Plan B banków emisyjnych
8 grudnia 2011Wall Street Journal, powołując się na informacje z najwyższych pięter banków emisyjnych pisze, że sonduje się tam możliwości drukowania nowych pieniędzy na wypadek, gdyby upadła waluta euro.
Dziennik podaje za przykład irlandzki bank centralny, który już rozważał, czy potrzebne będą dodatkowe moce przerobowe, jeżeli wystąpi konieczność wprowadzenia własnej waluty narodowej. Informacje te są poufne i nie zostały potwierdzone.
Od momentu wejścia w życie europejskiej unii walutowej w roku 2002 druk pieniędzy leży w gestii Europejskiego Banku Centralnego. Narodowe banki emisyjne mają jednak możliwość samodzielnego drukowania banknotów, ponieważ ENC deleguje z reguły większość produkcji banknotów.

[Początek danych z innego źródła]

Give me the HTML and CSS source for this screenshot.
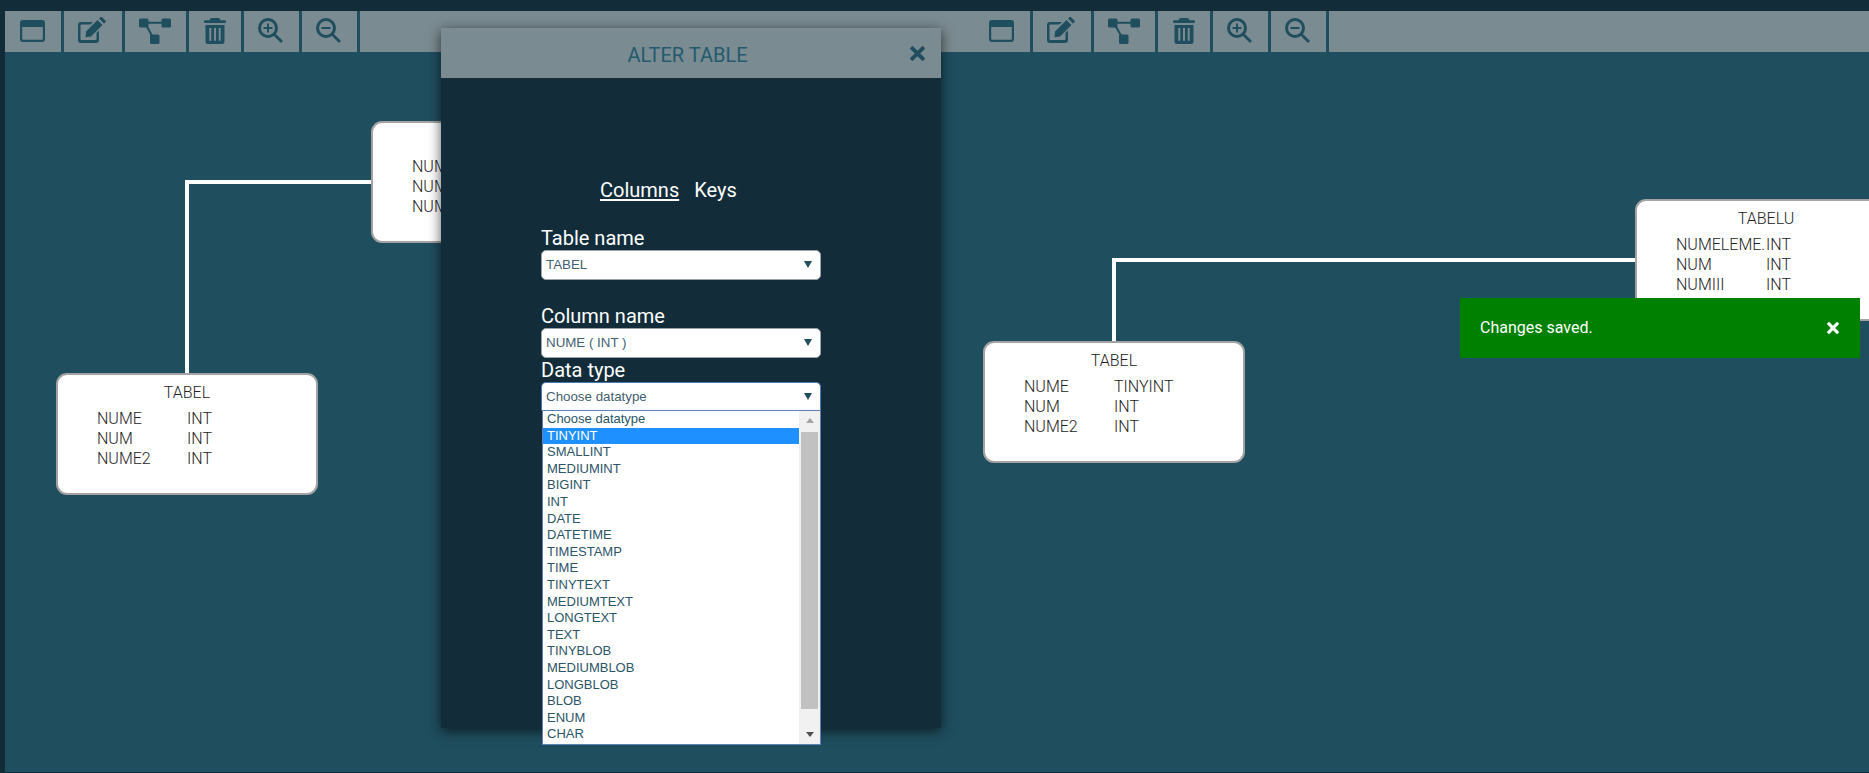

20-procentowa ewentualność
Jak twierdzi amerykański dziennik ekonomiczny Wall Street Journal, przygotowania na ewentualność upadku wspólnej europejskiej waluty prowadzi także Szwajcaria. Szwajcarski Bank Narodowy (CNB), który jeszcze niedawno usztywnił kurs franka szwajcarskiego w stosunku do euro, bada obecnie, jaka inna waluta mogłaby stać się orientacją dla franka.
Czarnogóra, nie będąca oficjalnie członkiem eurogrupy, a która posługuje się euro, także zastanawia się nad alternatywami. Nikola Fabris, główny ekonomista Czarnogórskiego Banku Narodowego rozważa "cały wachlarz możliwości, z wprowadzeniem innej waluty, do emisji własnej waluty włącznie".
Wall Street Journal zaznacza jednak, powołując się na kręgi poufnych informatorów, że wszystkie te symulacje są czystą profilaktyką, gdyż nikt nie oczekuje faktycznego rozpadu eurogrupy.
Amerykańskie konsorcjum bankowe JP Morgan radzi swoim inwestorom i przedsiębiorcom, aby byli przygotowani na upadek euro. Prawdopodobieństwo, że to nastąpi, JP Morgan szacuje na 20 procent.